What the task asks:
Find all lines in the listing that include the word "source", then copy them.

--- begin Provided material ---

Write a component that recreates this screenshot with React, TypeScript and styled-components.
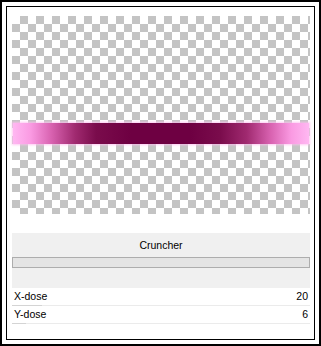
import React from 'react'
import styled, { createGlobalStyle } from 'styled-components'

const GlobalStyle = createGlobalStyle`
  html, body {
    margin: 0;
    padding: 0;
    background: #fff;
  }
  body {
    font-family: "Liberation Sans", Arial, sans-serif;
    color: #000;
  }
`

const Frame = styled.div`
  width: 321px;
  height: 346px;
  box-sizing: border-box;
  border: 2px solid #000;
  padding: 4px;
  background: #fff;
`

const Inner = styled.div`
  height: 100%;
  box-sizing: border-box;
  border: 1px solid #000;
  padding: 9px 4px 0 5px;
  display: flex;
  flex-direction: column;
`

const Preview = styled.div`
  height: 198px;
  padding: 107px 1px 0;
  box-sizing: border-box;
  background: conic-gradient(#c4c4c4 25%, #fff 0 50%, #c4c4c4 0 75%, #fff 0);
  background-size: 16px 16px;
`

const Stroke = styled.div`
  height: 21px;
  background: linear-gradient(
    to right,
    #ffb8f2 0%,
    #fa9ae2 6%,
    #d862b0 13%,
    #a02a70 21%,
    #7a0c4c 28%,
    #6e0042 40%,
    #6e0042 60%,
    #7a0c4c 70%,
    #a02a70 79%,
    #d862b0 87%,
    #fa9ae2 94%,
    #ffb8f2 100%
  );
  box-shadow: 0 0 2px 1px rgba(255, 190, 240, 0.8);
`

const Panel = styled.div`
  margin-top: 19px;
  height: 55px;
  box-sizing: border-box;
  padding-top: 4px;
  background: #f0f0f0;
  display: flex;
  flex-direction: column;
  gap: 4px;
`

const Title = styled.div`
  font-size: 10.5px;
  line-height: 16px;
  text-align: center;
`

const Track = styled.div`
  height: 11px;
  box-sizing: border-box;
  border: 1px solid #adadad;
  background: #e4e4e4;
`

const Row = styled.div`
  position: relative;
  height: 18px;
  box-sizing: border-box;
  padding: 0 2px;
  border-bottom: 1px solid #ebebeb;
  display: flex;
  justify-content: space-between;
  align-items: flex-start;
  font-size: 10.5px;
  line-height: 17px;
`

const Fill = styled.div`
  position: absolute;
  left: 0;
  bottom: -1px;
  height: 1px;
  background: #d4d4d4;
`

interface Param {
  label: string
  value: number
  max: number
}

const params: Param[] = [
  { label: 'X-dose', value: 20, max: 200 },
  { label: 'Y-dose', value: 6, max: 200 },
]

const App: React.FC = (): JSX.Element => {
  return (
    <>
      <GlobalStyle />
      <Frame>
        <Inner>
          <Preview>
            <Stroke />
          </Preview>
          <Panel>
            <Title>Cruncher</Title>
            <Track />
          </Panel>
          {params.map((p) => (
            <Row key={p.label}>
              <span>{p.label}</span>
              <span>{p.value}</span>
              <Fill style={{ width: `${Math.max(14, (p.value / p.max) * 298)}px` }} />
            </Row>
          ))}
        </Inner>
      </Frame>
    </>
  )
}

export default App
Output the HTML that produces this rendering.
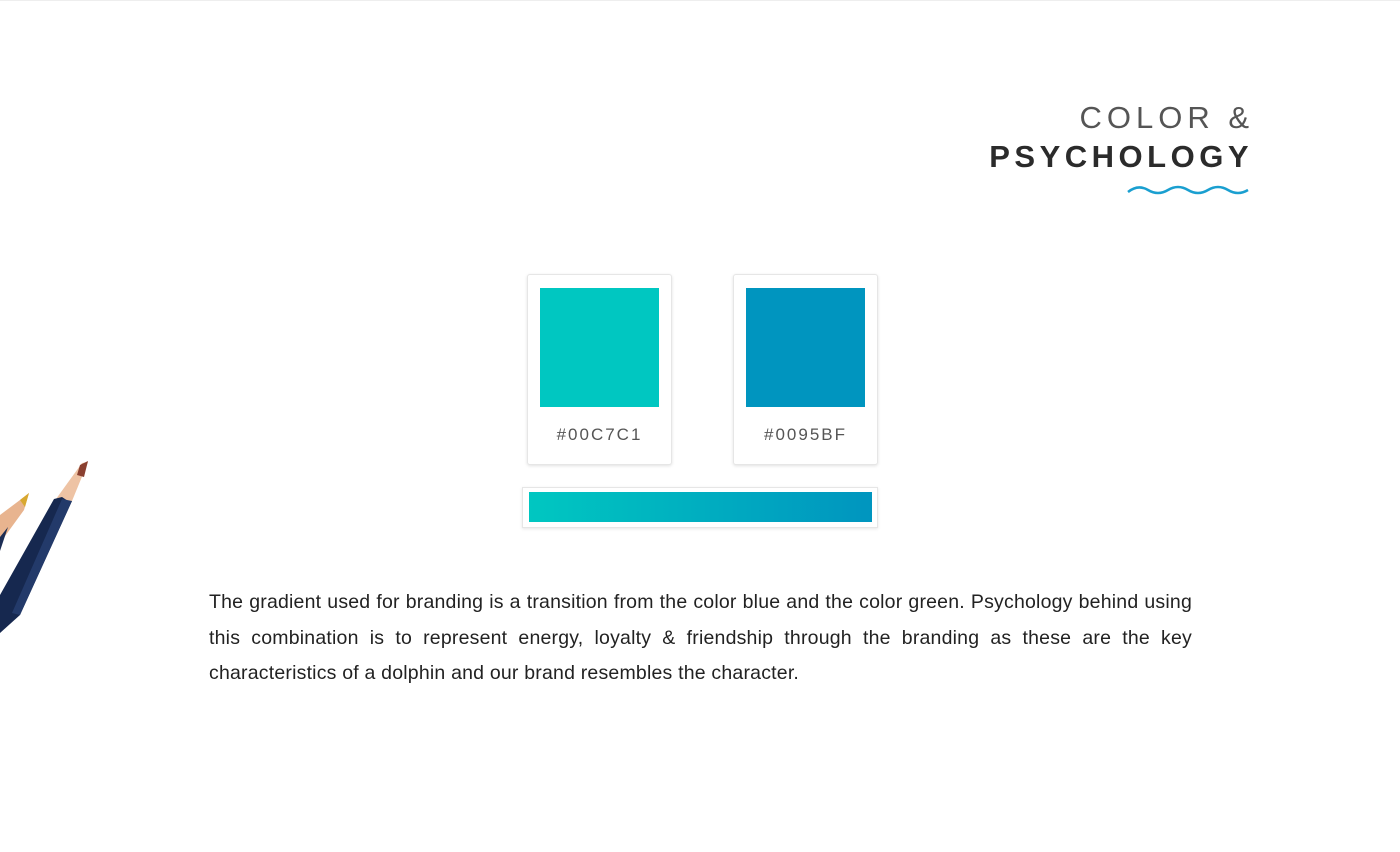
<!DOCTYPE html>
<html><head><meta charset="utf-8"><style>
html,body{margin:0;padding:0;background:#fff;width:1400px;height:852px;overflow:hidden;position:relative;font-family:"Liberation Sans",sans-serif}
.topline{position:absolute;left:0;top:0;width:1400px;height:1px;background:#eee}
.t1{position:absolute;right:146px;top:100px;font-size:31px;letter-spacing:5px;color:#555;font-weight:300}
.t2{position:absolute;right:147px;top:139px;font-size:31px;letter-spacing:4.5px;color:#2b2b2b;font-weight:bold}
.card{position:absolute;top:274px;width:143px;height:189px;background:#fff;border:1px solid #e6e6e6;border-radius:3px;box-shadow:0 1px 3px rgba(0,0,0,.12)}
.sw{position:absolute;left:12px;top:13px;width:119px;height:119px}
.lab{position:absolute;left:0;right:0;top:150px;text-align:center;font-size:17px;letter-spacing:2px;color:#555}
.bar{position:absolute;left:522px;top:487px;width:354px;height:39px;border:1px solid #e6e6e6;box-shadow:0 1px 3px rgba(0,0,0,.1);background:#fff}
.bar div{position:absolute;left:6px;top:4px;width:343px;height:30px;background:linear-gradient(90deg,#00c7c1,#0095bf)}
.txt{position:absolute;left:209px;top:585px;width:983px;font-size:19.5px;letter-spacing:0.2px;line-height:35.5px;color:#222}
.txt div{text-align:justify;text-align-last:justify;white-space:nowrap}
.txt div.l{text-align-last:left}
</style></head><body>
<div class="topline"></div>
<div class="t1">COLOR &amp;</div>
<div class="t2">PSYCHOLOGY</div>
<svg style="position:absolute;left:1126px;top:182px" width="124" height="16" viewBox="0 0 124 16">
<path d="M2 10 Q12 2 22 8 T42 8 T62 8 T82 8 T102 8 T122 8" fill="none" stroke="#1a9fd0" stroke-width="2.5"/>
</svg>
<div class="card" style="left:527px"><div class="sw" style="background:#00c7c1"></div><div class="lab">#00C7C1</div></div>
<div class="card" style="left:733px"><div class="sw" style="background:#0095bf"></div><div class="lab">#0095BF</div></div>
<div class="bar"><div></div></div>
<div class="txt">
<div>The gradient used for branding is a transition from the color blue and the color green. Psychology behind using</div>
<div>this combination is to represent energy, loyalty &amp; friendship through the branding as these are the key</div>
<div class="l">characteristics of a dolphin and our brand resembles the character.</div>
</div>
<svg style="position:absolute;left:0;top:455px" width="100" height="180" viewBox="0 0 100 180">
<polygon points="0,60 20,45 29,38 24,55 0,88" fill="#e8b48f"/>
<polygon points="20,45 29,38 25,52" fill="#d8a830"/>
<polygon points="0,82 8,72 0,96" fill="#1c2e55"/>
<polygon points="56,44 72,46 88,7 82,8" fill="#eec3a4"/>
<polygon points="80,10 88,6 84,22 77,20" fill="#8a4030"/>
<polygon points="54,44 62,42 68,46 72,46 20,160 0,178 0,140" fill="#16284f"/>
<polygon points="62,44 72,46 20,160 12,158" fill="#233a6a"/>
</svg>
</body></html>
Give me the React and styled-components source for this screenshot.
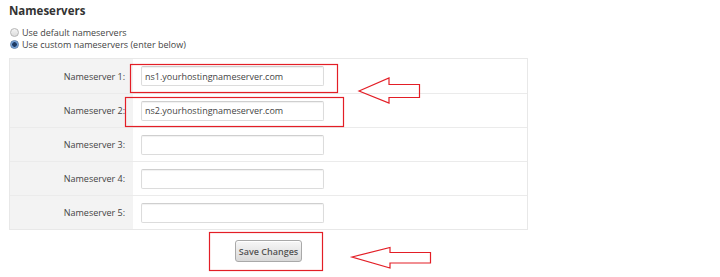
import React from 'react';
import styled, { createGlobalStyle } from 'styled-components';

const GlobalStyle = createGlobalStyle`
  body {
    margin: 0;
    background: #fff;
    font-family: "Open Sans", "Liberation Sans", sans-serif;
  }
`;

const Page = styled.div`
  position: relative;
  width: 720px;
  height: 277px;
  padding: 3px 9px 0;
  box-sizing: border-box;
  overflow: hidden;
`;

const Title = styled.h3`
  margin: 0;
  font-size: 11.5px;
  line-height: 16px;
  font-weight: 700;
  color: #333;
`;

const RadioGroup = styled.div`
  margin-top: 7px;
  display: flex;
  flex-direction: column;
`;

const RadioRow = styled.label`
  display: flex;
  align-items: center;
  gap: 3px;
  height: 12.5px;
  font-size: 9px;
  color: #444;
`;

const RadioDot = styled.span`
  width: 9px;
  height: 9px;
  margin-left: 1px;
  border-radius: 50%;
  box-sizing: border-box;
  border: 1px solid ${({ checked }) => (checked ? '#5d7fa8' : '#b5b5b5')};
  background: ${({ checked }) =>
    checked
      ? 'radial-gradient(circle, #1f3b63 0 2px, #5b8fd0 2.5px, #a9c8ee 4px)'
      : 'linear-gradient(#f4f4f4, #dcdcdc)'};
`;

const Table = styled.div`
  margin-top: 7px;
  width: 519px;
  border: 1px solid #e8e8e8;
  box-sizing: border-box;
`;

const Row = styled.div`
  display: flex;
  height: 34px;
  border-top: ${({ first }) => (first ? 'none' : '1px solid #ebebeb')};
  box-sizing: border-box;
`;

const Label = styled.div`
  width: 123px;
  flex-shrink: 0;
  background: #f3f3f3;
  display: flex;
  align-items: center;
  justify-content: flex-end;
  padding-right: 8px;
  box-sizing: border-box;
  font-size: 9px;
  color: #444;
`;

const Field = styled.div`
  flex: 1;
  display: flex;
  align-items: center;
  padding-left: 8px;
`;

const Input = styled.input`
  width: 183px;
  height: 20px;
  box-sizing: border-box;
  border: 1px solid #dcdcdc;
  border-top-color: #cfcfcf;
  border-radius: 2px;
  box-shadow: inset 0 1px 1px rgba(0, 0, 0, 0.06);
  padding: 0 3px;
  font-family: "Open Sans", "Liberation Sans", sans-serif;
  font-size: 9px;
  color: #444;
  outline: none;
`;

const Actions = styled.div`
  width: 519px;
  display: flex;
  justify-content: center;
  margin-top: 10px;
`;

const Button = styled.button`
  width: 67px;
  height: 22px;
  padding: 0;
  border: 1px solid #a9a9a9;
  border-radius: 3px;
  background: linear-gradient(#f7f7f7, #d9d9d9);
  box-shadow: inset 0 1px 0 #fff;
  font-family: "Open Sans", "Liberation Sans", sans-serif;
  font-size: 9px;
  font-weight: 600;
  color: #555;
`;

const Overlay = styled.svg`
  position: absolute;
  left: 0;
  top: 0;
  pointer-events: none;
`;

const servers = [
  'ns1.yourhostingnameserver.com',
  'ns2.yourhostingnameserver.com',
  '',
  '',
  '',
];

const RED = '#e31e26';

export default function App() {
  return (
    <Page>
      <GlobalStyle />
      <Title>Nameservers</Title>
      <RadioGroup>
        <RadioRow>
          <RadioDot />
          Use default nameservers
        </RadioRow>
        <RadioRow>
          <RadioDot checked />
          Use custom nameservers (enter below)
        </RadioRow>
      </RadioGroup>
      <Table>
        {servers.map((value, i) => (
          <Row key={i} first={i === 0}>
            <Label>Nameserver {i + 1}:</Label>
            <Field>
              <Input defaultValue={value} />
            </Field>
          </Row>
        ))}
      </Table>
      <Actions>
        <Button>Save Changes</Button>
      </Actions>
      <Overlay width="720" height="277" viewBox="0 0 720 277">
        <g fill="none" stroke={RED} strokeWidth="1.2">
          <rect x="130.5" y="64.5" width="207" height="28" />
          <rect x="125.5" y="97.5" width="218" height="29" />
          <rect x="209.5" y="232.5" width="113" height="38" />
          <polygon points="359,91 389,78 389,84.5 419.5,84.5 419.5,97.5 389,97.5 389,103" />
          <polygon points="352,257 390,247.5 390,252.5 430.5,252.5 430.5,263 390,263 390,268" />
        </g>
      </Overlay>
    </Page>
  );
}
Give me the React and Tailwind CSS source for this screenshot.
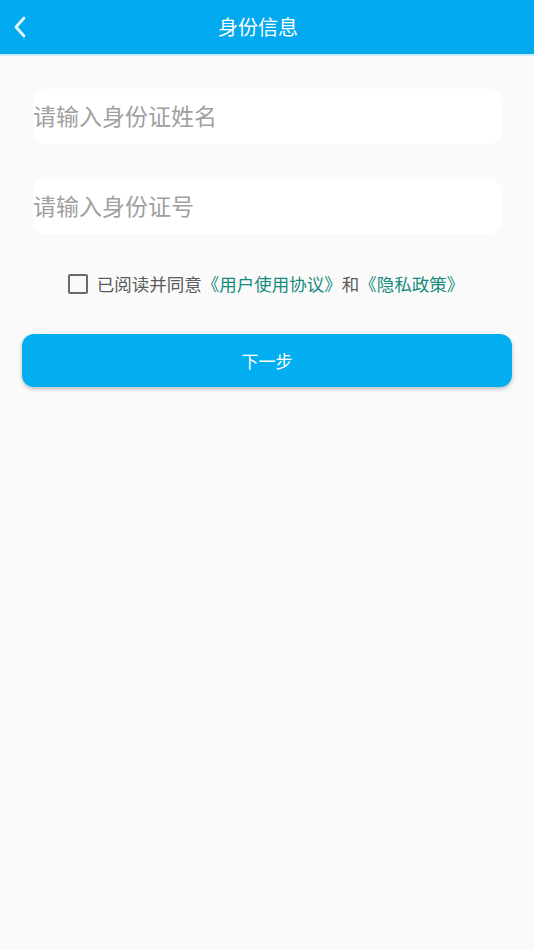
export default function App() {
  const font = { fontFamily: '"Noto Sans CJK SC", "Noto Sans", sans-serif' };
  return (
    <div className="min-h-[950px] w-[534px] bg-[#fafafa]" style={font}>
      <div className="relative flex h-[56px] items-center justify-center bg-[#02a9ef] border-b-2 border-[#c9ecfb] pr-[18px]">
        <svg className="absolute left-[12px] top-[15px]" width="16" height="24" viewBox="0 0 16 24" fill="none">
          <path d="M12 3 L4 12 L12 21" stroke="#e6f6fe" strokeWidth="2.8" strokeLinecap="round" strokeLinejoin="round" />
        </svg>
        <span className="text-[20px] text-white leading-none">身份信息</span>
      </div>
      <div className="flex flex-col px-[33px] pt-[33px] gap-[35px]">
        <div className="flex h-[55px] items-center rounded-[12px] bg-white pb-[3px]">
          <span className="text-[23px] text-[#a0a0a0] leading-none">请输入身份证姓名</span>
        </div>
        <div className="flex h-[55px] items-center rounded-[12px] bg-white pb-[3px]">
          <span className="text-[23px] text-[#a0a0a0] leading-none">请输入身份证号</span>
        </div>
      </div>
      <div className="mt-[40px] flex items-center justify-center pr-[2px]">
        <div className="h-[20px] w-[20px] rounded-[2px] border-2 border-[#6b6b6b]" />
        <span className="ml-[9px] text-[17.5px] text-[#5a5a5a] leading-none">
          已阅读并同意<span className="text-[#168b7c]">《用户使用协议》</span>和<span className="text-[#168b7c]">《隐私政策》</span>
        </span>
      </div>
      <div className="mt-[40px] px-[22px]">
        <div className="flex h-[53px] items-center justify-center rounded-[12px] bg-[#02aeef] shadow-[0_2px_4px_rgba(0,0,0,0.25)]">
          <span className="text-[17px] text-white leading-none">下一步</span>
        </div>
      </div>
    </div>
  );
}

--- end Provided material ---

Finished task:
Give me the React and styled-components source for this screenshot.
Give me the React and Tailwind CSS source for this screenshot.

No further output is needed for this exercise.